Discussion in 'Mirrorless Digital Cameras' started by alfarmer, Jul 27, 2006.

  1. I don't know if this is typical of all Powershot cameras or just the SD700, but
    in movie mode it spits out some bizzarro version of an .AVI file that causes
    every transcoding program (both Mac and PC) to choke. If I get an error message
    AT ALL from these programs, they're usually complaining about the audio format
    inside the .AVI file.

    The reason I'm trying to transcode these .AVI files is because none of my DVD
    burning software (Mac or PC) will recognize and work with the .AVI files spat
    out by this camera. I otherwise love the camera, but this is a deal-killer.

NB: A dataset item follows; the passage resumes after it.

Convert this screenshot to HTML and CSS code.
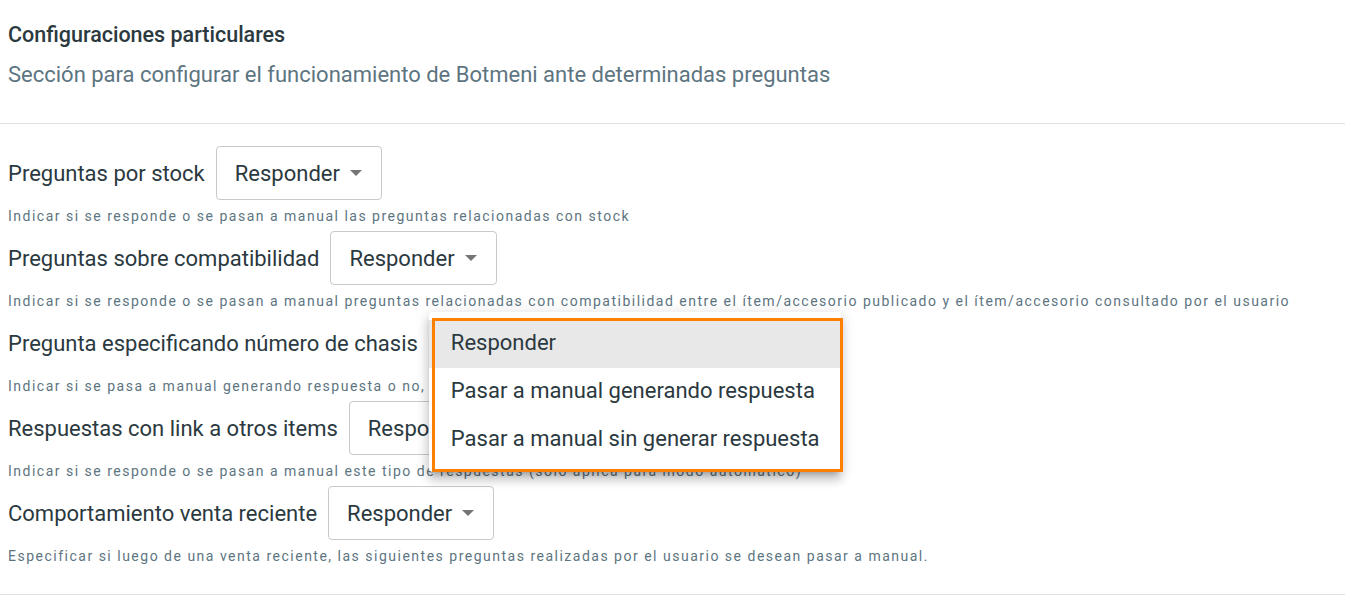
FILE: index.html
```html
<!DOCTYPE html>
<html lang="es">
<head>
<meta charset="utf-8">
<title>Configuraciones particulares</title>
<link rel="stylesheet" href="styles.css">
</head>
<body>
<div class="page">
  <header class="head">
    <h2 class="title">Configuraciones particulares</h2>
    <p class="subtitle">Sección para configurar el funcionamiento de Botmeni ante determinadas preguntas</p>
  </header>
  <hr class="divider">
  <section class="settings">
    <div class="setting">
      <div class="row">
        <span class="label">Preguntas por stock</span>
        <div class="select"><span class="value">Responder</span><span class="caret"></span></div>
      </div>
      <p class="hint">Indicar si se responde o se pasan a manual las preguntas relacionadas con stock</p>
    </div>
    <div class="setting">
      <div class="row">
        <span class="label">Preguntas sobre compatibilidad</span>
        <div class="select"><span class="value">Responder</span><span class="caret"></span></div>
      </div>
      <p class="hint">Indicar si se responde o se pasan a manual preguntas relacionadas con compatibilidad entre el ítem/accesorio publicado y el ítem/accesorio consultado por el usuario</p>
    </div>
    <div class="setting">
      <div class="row">
        <span class="label">Pregunta especificando número de chasis</span>
        <div class="select-wrap">
          <div class="select"><span class="value">Responder</span><span class="caret"></span></div>
          <div class="menu">
            <div class="item active">Responder</div>
            <div class="item">Pasar a manual generando respuesta</div>
            <div class="item">Pasar a manual sin generar respuesta</div>
            <div class="highlight"></div>
          </div>
        </div>
      </div>
      <p class="hint">Indicar si se pasa a manual generando respuesta o no, en preguntas con número de chasis</p>
    </div>
    <div class="setting">
      <div class="row">
        <span class="label">Respuestas con link a otros items</span>
        <div class="select"><span class="value">Responder</span><span class="caret"></span></div>
      </div>
      <p class="hint">Indicar si se responde o se pasan a manual este tipo de respuestas (solo aplica para modo automático)</p>
    </div>
    <div class="setting">
      <div class="row">
        <span class="label">Comportamiento venta reciente</span>
        <div class="select"><span class="value">Responder</span><span class="caret"></span></div>
      </div>
      <p class="hint">Especificar si luego de una venta reciente, las siguientes preguntas realizadas por el usuario se desean pasar a manual.</p>
    </div>
  </section>
  <hr class="divider bottom">
</div>
</body>
</html>
```
FILE: styles.css
```css
html, body {
  margin: 0;
  padding: 0;
  background: #ffffff;
}
body {
  font-family: Roboto, "Liberation Sans", Arial, sans-serif;
  color: #2b3940;
  overflow: hidden;
}
.page {
  width: 1345px;
}
.head {
  padding: 21px 8px 0 8px;
}
.title {
  margin: 0;
  font-size: 21.5px;
  line-height: 28px;
  font-weight: 500;
  color: #2b3940;
}
.subtitle {
  margin: 12px 0 0 0;
  font-size: 22px;
  line-height: 28px;
  color: #5d7581;
}
.divider {
  margin: 34px 0 0 0;
  border: 0;
  border-top: 1px solid #e0e0e0;
  height: 0;
}
.divider.bottom {
  margin-top: 28px;
}
.settings {
  padding: 22px 8px 0 8px;
}
.setting + .setting {
  margin-top: 5px;
}
.row {
  display: flex;
  align-items: center;
  height: 54px;
}
.label {
  font-size: 22px;
  color: #2b3940;
  margin-right: 11px;
}
.select-wrap {
  position: relative;
}
.select {
  display: flex;
  align-items: center;
  box-sizing: border-box;
  height: 54px;
  padding: 0 19px 0 18px;
  border: 1px solid #c9c9c9;
  border-radius: 4px;
  background: #fff;
}
.value {
  font-size: 22px;
  color: #2b3940;
}
.caret {
  width: 0;
  height: 0;
  margin-left: 10px;
  border-left: 6.5px solid transparent;
  border-right: 6.5px solid transparent;
  border-top: 6px solid #757575;
}
.hint {
  margin: 6px 0 0 0;
  font-size: 14px;
  line-height: 20px;
  letter-spacing: 1.5px;
  color: #5d7581;
}
.menu {
  position: absolute;
  left: 0;
  top: -4px;
  width: 412px;
  padding: 8px 0;
  background: #fff;
  border-radius: 4px;
  box-shadow: 0 5px 5px -3px rgba(0,0,0,.2), 0 8px 10px 1px rgba(0,0,0,.14), 0 3px 14px 2px rgba(0,0,0,.12);
  z-index: 5;
}
.item {
  height: 48px;
  display: flex;
  align-items: center;
  padding-left: 22px;
  padding-bottom: 3px;
  box-sizing: border-box;
  font-size: 22px;
  color: #2b3940;
}
.item.active {
  background: #e8e8e8;
}
.highlight {
  position: absolute;
  left: 3px;
  top: 6px;
  width: 411px;
  height: 154px;
  box-sizing: border-box;
  border: 3px solid #ff8000;
  pointer-events: none;
}
```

    Hopefully someone one this board has encountered this problem with other
    Powershot cameras or can point out some possible workflow to make this work. I
    really want to keep this camera, but one of the reasons I got it was for video
    so it needs to work...

  2. All I can tell you is that the .avi files created by my SD200 seem perfectly standard and play just fine in the Windows Media Player.

    So it's not all Powershot or even all SD series cameras.
  3. It's the mjpeg compression. There are codecs out there for it. I'm not at a Windows box to check it for you. Doesn't WMP attempt to find missing codecs on the internet when you try to play something you don't have support for? Hideous interface. Don't use it myself.

    A Google search on Canon avi mjpeg might turn up the answer for you, if the Media Player doesn't.

    Good Luck,

    Don E
  4. Anthony,

    Just checked on this Linux box. I've got support for Canon G3 avi. Caption reads: AVI 320X240 Motion JPEG (ffmpeg), if you need more search terms.

    Good Luck

    Don E
  5. Thanks, Don. I'll look into it.

    To follow up, both Mac and PC media players can play the files just fine. But everything breaks when you try to use ANY transcoding application (including VLC, Quicktime, Roxio, iDVD, etc., etc.).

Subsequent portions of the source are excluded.